Many of us think we have an idea of Arteta’s theory and project accordingly but to watch this Arsenal team without those suspicions, it is difficult to see what the plan is. I can make out the structure to the point that the defence is ‘tilted’ so that Tomiyasu is more third centre-half than deputy to his winger while Kieran Tierney pushes up on the left and plays almost like a left forward.

I can also make out that Arteta wants one of his midfielders to almost entirely desert the middle of the field to play as a proxy left-back. I *think* he bought Ramsdale and White because they can play longer passes that either break lines or evade the midfield press. I can see where you would move the counters on the Arsenal whiteboard but I just can’t see anything beyond that.

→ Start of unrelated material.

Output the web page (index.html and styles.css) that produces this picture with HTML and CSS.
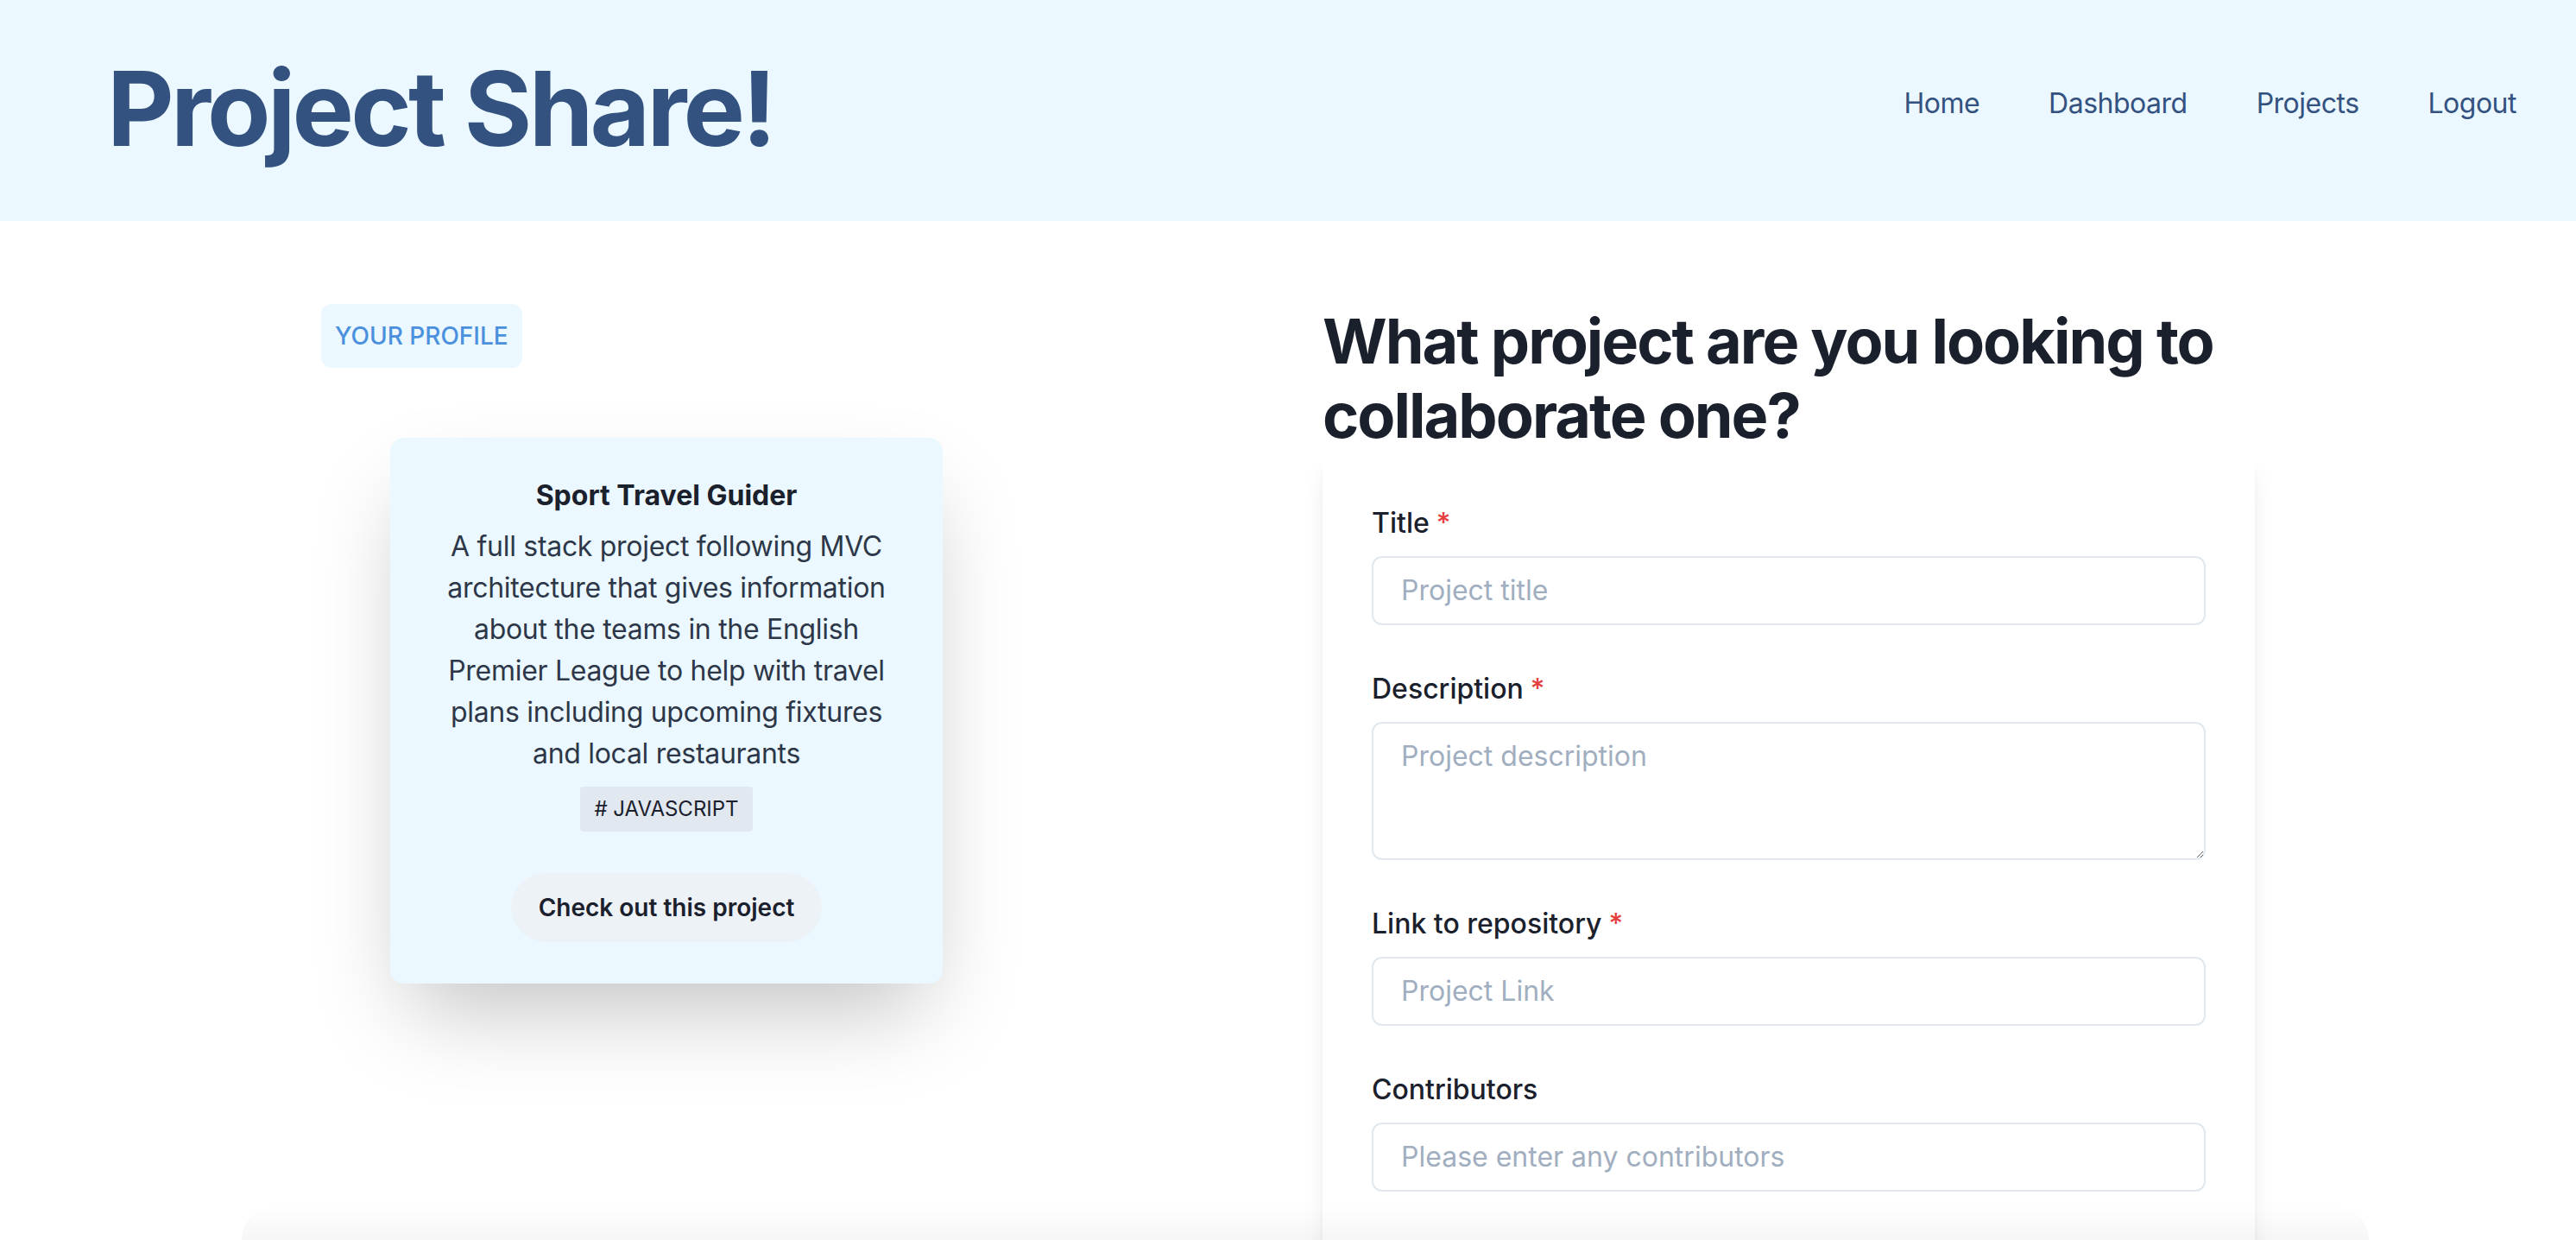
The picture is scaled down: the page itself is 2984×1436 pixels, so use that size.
FILE: index.html
```html
<!DOCTYPE html>
<html lang="en">
<head>
<meta charset="utf-8">
<title>Project Share!</title>
<link rel="stylesheet" href="styles.css">
</head>
<body>
<header class="topbar">
  <h1 class="brand">Project Share!</h1>
  <nav class="nav">
    <a href="#" class="nav-link">Home</a>
    <a href="#" class="nav-link">Dashboard</a>
    <a href="#" class="nav-link">Projects</a>
    <a href="#" class="nav-link">Logout</a>
  </nav>
</header>

<main class="content">
  <section class="profile-col">
    <div class="profile-tag">Your Profile</div>
    <article class="project-card">
      <h2 class="card-title">Sport Travel Guider</h2>
      <p class="card-desc">A full stack project following MVC architecture that gives information about the teams in the English Premier League to help with travel plans including upcoming fixtures and local restaurants</p>
      <div class="tags"><span class="tag"># JAVASCRIPT</span></div>
      <button class="card-btn" type="button">Check out this project</button>
    </article>
  </section>

  <section class="form-col">
    <h2 class="form-heading">What project are you looking to collaborate one?</h2>
    <form class="form-box">
      <div class="field">
        <label class="label" for="title">Title<span class="req">*</span></label>
        <input class="input" id="title" type="text" placeholder="Project title">
      </div>
      <div class="field">
        <label class="label" for="desc">Description<span class="req">*</span></label>
        <textarea class="textarea" id="desc" placeholder="Project description"></textarea>
      </div>
      <div class="field">
        <label class="label" for="link">Link to repository<span class="req">*</span></label>
        <input class="input" id="link" type="text" placeholder="Project Link">
      </div>
      <div class="field">
        <label class="label" for="contrib">Contributors</label>
        <input class="input" id="contrib" type="text" placeholder="Please enter any contributors">
      </div>
    </form>
  </section>
</main>
<div class="bottom-shade"></div>
</body>
</html>
```
FILE: styles.css
```css
* { box-sizing: border-box; }

body {
  margin: 0;
  font-family: Inter, "Noto Sans", "Liberation Sans", sans-serif;
  color: #1A202C;
  background: #ffffff;
  line-height: 1.5;
}

.topbar {
  height: 256px;
  background: #EBF8FF;
  display: flex;
  align-items: center;
  justify-content: space-between;
  padding: 0 69px 0 124px;
}

.brand {
  margin: 0 0 4px;
  font-size: 120px;
  line-height: 1.2;
  font-weight: 700;
  color: #34527F;
  letter-spacing: -3.8px;
}

.nav {
  display: flex;
  gap: 80px;
  margin-bottom: 16px;
}

.nav-link {
  font-size: 32px;
  color: #34527F;
  text-decoration: none;
  letter-spacing: -0.5px;
}

.content {
  width: 2240px;
  margin: 0 auto;
  padding-top: 96px;
  display: grid;
  grid-template-columns: 1080px 1080px;
  column-gap: 80px;
  align-items: start;
}

.profile-col {
  display: flex;
  flex-direction: column;
  align-items: flex-start;
}

.profile-tag {
  background: #EBF8FF;
  color: #4A90DD;
  font-size: 28px;
  font-weight: 500;
  line-height: 42px;
  text-transform: uppercase;
  padding: 16px;
  border-radius: 12px;
}

.project-card {
  margin: 81px 0 0 80px;
  width: 640px;
  padding: 48px;
  background: #EBF8FF;
  border-radius: 16px;
  text-align: center;
  box-shadow: 0 50px 100px -24px rgba(0, 0, 0, 0.25);
  display: flex;
  flex-direction: column;
  align-items: center;
}

.card-title {
  margin: 0 0 16px;
  font-size: 32px;
  line-height: 1.2;
  font-weight: 700;
  color: #1A202C;
}

.card-desc {
  margin: 0;
  font-size: 32px;
  line-height: 48px;
  color: #2D3748;
  letter-spacing: -0.3px;
}

.tags {
  margin-top: 14px;
  display: flex;
  justify-content: center;
}

.tag {
  background: #E2E8F0;
  color: #1A202C;
  font-size: 24px;
  line-height: 36px;
  padding: 8px 16px;
  border-radius: 4px;
}

.card-btn {
  margin-top: 48px;
  height: 80px;
  padding: 0 32px;
  border: none;
  border-radius: 9999px;
  background: #EDF2F7;
  color: #1A202C;
  font-family: inherit;
  font-size: 28px;
  font-weight: 600;
}

.form-heading {
  margin: 0;
  font-size: 72px;
  line-height: 1.2;
  font-weight: 700;
  color: #1A202C;
  letter-spacing: -2px;
}

.form-box {
  background: #ffffff;
  border-radius: 8px;
  padding: 57px 57px 80px;
  box-shadow: 0 20px 30px -6px rgba(0, 0, 0, 0.1), 0 8px 12px -4px rgba(0, 0, 0, 0.05);
  display: flex;
  flex-direction: column;
  gap: 50px;
}

.field {
  display: flex;
  flex-direction: column;
}

.label {
  font-size: 32px;
  font-weight: 500;
  line-height: 48px;
  margin-bottom: 14px;
  color: #1A202C;
}

.req {
  color: #E53E3E;
  margin-left: 8px;
}

.input,
.textarea {
  width: 100%;
  border: 2px solid #E2E8F0;
  border-radius: 12px;
  padding: 0 32px;
  font-family: inherit;
  font-size: 32px;
  color: #1A202C;
  background: #ffffff;
  outline: none;
}

.input {
  height: 80px;
}

.textarea {
  display: block;
  height: 160px;
  padding: 16px 32px;
  line-height: 1.375;
}

.input::placeholder,
.textarea::placeholder {
  color: #A0AEC0;
}

.bottom-shade {
  position: fixed;
  left: 280px;
  right: 240px;
  bottom: 0;
  height: 40px;
  pointer-events: none;
  background: linear-gradient(to bottom, rgba(0, 0, 0, 0), rgba(0, 0, 0, 0.035));
  border-radius: 60px 60px 0 0;
}
```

Arsenal are in a space where they are trying to punch above their weight and the teams that typically do that have a strong USP. Bielsa’s Leeds play(ed) “murderball” and matched up one v one all over the pitch. Brentford can go over the top of you and bully you in your own penalty box. Leicester use Jamie Vardy to stretch you and if you contain him, it makes space for Iheanacho to drift in from the right like Mahrez used to.

Burnley play four four fucking two and compete for knockdowns. Liverpool punch above their weight and everyone knows about their style (though they have deployed the Gegenpress more like a secret weapon to be used on big occasions than a tactic they adopt twice a week nowadays).

What is Arsenal’s USP? If you are an opposition analyst preparing for a game against Arsenal, which play or strategy is keeping you awake at night? What is Mikel Arteta’s Arsenal about? Possession? Pressing? Counter attacking? It’s not important to put a name on it but it is important to make the opposition feel tentative and I don’t think that Arsenal do that.

I am minded of something Jack Lang said on the Totally Football Show over a year ago now, “Arteta’s Arsenal is like a student that has revised to pass an exam but can’t apply the knowledge in real life situations.” It remains as cutting and apt a piece of commentary as it was last winter.